Andrew Manuel was extradited to Michigan and convicted on the fraud and a burglary charge on November 17, 1969. He was in possession of a stolen diamond ring appraised at about $450 from a ransack burglary on March 14th, 1969 in Ypsilanti. Manuel pleaded guilty on the possession of stolen property charge. When District Judge William F. Ager, Jr. asked Manuel where he got the ring, he rolled over on his buddy and said, "John Collins." On the fraud charge, Manuel told the court that Collins had signed for the trailer, but he was with him and knew the trailer would not be returned.

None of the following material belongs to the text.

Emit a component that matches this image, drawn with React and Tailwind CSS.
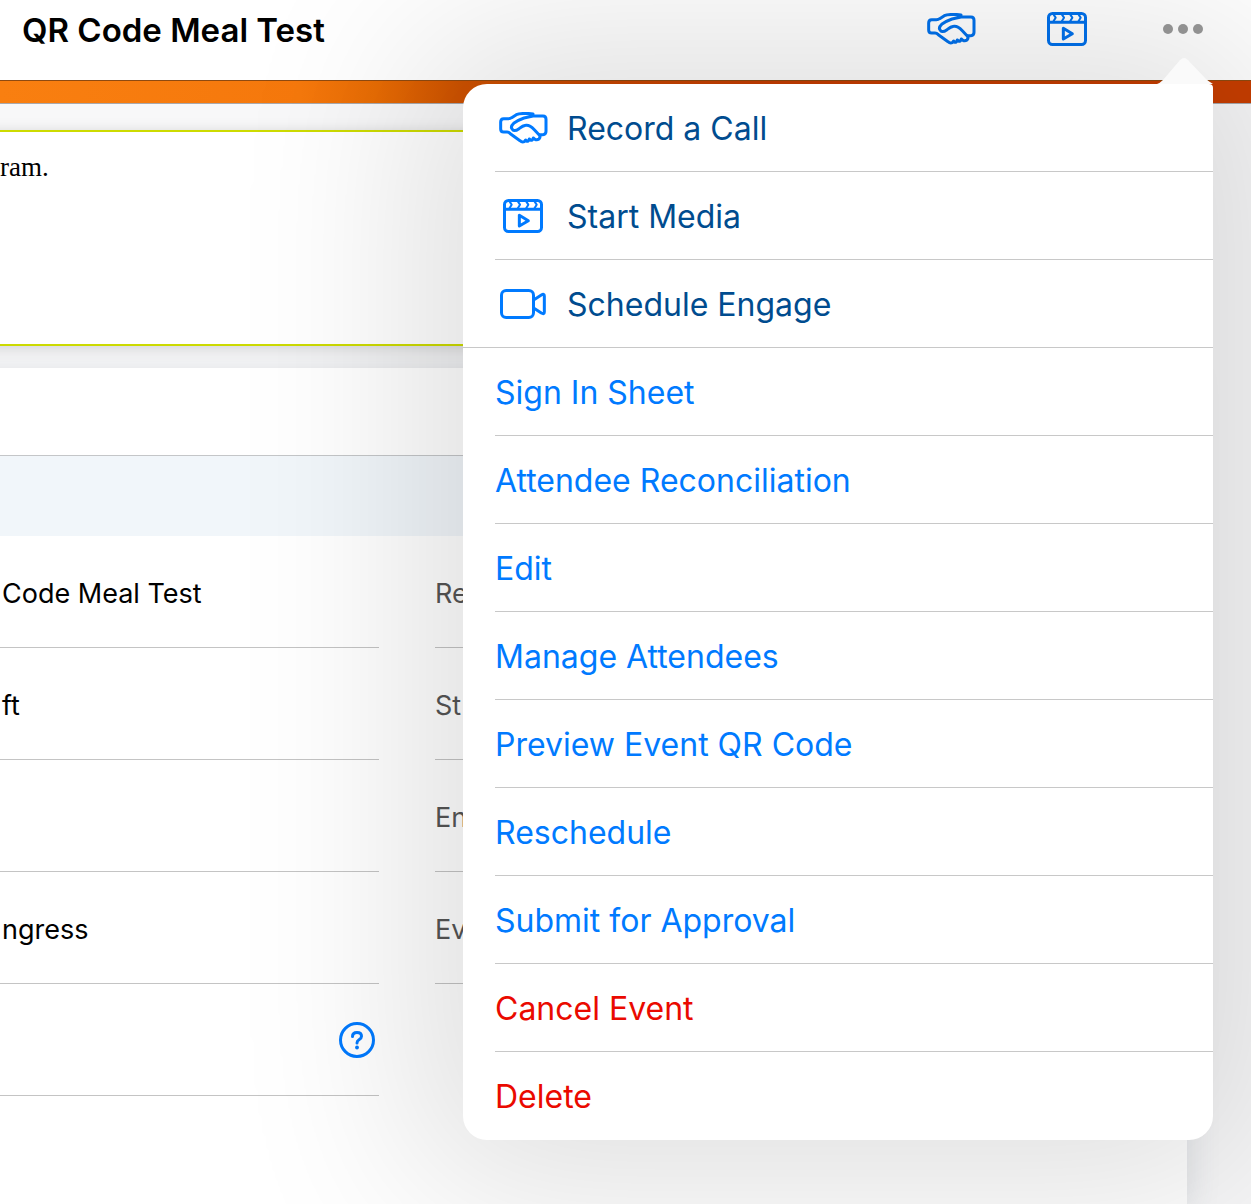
import React from 'react';

// Event detail page with the actions menu open

const details = [
  { value: 'Code Meal Test', next: 'Re' },
  { value: 'ft', next: 'St' },
  { value: '', next: 'En' },
  { value: 'ngress', next: 'Ev' },
];

const HandshakeIcon = () => (
  <svg width="49" height="32" viewBox="0 0 147 96" fill="none" stroke="currentColor" strokeWidth="9" strokeLinecap="round" strokeLinejoin="round" aria-hidden="true">
    <path d="M102 6C85 3 60 4 52 8L38 17Q34 20 28 20H14Q5 20 5 30V51Q5 60 14 60H24Q29 60 34 65L63 86Q69 92 76 89L80 84L84 88Q89 88 91 81L96 85Q101 85 103 78L108 82Q114 85 120 81Q126 74 120 68L106 53Q92 38 80 40Q72 41 60 50Q46 60 40 52Q33 44 44 34Q60 23 75 18L102 12H132Q141 12 141 22V58Q141 68 132 68H122" />
  </svg>
);

const MediaIcon = () => (
  <svg width="40" height="34" viewBox="0 0 120 102" fill="none" stroke="currentColor" strokeWidth="9" strokeLinejoin="round" aria-hidden="true">
    <rect x="4.5" y="4.5" width="111" height="93" rx="12" />
    <path d="M4 31H116" />
    <path strokeWidth="6" d="M18 5L26 17L18 30M43 5L51 17L43 30M68 5L76 17L68 30M93 5L101 17L93 30" />
    <path d="M49 49V81L76 65Z" />
  </svg>
);

const VideoIcon = () => (
  <svg width="46" height="30" viewBox="0 0 138 90" fill="none" stroke="currentColor" strokeWidth="9" strokeLinejoin="round" aria-hidden="true">
    <rect x="4.5" y="4.5" width="96" height="81" rx="14" />
    <path d="M102 32L124 18Q133 13 133 21V69Q133 77 124 72L102 58" />
  </svg>
);

const HelpIcon = () => (
  <svg width="36" height="36" viewBox="0 0 36 36" fill="none" stroke="currentColor" strokeWidth="3" strokeLinecap="round" aria-hidden="true">
    <circle cx="18" cy="18" r="16.5" />
    <path d="M13.5 14.5Q13.5 10.5 18 10.5Q22.5 10.5 22.5 14.3Q22.5 16.3 20 17.8Q18 19 18 21" />
    <circle cx="18" cy="25.5" r="1.9" fill="currentColor" stroke="none" />
  </svg>
);

const actions = [
  { label: 'Record a Call', icon: HandshakeIcon },
  { label: 'Start Media', icon: MediaIcon },
  { label: 'Schedule Engage', icon: VideoIcon, last: true },
  { label: 'Sign In Sheet' },
  { label: 'Attendee Reconciliation' },
  { label: 'Edit' },
  { label: 'Manage Attendees' },
  { label: 'Preview Event QR Code' },
  { label: 'Reschedule' },
  { label: 'Submit for Approval' },
  { label: 'Cancel Event', danger: true },
  { label: 'Delete', danger: true },
];

function textColor(action) {
  if (action.danger) return 'text-[#ea0a00]';
  return action.icon ? 'text-[#004c8f]' : 'text-[#007aff]';
}

function ActionRow({ action }) {
  const Icon = action.icon;
  return (
    <li className={action.last ? 'border-b border-[#c8c8c8]' : 'ml-8 border-b border-[#c8c8c8] last:border-transparent'}>
      <button type="button" className={`flex h-[87px] w-full items-center text-left text-[32px] ${action.last ? 'pl-8' : ''} ${textColor(action)}`}>
        {Icon && (
          <span className="mr-4 flex w-14 justify-center text-[#007aff]">
            <Icon />
          </span>
        )}
        <span className="pt-0.5">{action.label}</span>
      </button>
    </li>
  );
}

function ActionsMenu() {
  return (
    <div className="absolute top-[84px] right-[38px] w-[750px] rounded-3xl rounded-tr-sm bg-white shadow-[0_0_180px_50px_rgba(10,10,0,0.125)]">
      <svg className="absolute right-0 bottom-full" width="56" height="27" viewBox="0 0 56 27" fill="#fafafa" aria-hidden="true">
        <path d="M0 27Q3 26 6 23L23 3Q27 -1 31 3L49 22Q51 24 56 27Z" />
      </svg>
      <ul>
        {actions.map((action) => (
          <ActionRow key={action.label} action={action} />
        ))}
      </ul>
    </div>
  );
}

export default function App() {
  return (
    <div className="relative flex min-h-screen flex-col overflow-hidden bg-[#f8f8f9] font-['Inter',sans-serif] text-black">
      <header className="flex h-[81px] items-start justify-between border-b border-[#8f4a10] bg-white pr-12 pl-[22px]">
        <h1 className="pt-2 text-[33px] leading-11 font-semibold">QR Code Meal Test</h1>
        <div className="flex h-[57px] items-center gap-[71px] text-[#0071ec]">
          <button type="button" aria-label="Record a call"><HandshakeIcon /></button>
          <button type="button" aria-label="Start media"><MediaIcon /></button>
          <button type="button" aria-label="More actions" className="ml-[5px] flex gap-[5px]">
            <span className="size-[10px] rounded-full bg-[#999]" />
            <span className="size-[10px] rounded-full bg-[#999]" />
            <span className="size-[10px] rounded-full bg-[#999]" />
          </button>
        </div>
      </header>
      <div className="h-[23px] border-b border-[#a9a9ad] bg-[linear-gradient(90deg,#f97f10,#f5780c_24%,#e86c04_30%,#cf5200_37%,#c83e00_60%)]" />

      <main className="flex flex-1 flex-col gap-[22px] pt-[26px] pr-16">
        <section className="-ml-10 h-[216px] border-y-2 border-[#cddb00] bg-white pt-[19px] pl-10 shadow-[0_2px_14px_rgba(0,0,0,0.15)]">
          <p className="font-['Liberation_Serif',serif] text-[27px] leading-8">ram.</p>
        </section>

        <section className="-ml-10 flex-1 bg-white pl-10 shadow-[0_4px_32px_rgba(60,80,100,0.15)]">
          <div className="-ml-10 h-[88px] border-b border-[#c4c6c8]" />
          <div className="-ml-10 h-20 bg-[#f1f6fa]" />
          <div className="flex gap-14">
            <div className="w-[379px]">
              {details.map((row) => (
                <div key={row.next} className="h-28 border-b border-[#c4c4c4] pt-10 pl-0.5">
                  <p className="text-[27px] leading-9">{row.value}</p>
                </div>
              ))}
              <div className="flex h-28 items-center justify-end border-b border-[#c4c4c4] pr-1">
                <button type="button" aria-label="Help" className="text-[#007aff]"><HelpIcon /></button>
              </div>
            </div>
            <div className="flex-1">
              {details.map((row) => (
                <p key={row.next} className="h-28 border-b border-[#c4c4c4] pt-10 text-[27px] leading-9 text-[#555]">{row.next}</p>
              ))}
            </div>
          </div>
        </section>
      </main>

      <ActionsMenu />
    </div>
  );
}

Judge Ager gave Andrew Manuel the same sentence for both counts, five years probation, a $50 fine, and $300 in court costs. Additionally, the judge ordered Manuel to pay up to $1,500 restitution to Hendrickson Trailer Sales in Ypsilanti. Andrew's wife Betty Sue and his mother from Salinas attended the court proceeding. It was Manuel's mother who paid his fees and fines for him.

After the trial, Ann Arbor Police Chief Walter Krasny was quick to report to the press that no link had been established between Andrew Manuel and the other unsolved slayings in Washtenaw County. Chief Assistant Prosecutor Booker T. Williams made a point at the end of Manuel's trial to mention that there was no evidence to connect Manuel with the other Michigan murders.

Even after given immunity to testify against John Norman Collins, Manuel tried to skip out on his probation, was recaptured, and sent to the Washtenaw County Jail to serve out his term. When he was finally forced to testify against his associate in the Collins' trial, he had little to offer prosecutors in the way of evidence.

Finding any information on Andrew Julian Manuel has been almost as difficult as locating him. After lots of effort and false leads, Ryan M. Place was finally able to locate him in Yuma, Arizona. Andrew Julian Manuel died taking his secrets to the grave on Saturday, February 19, 2011, only three months shy of his sixty-seventh birthday.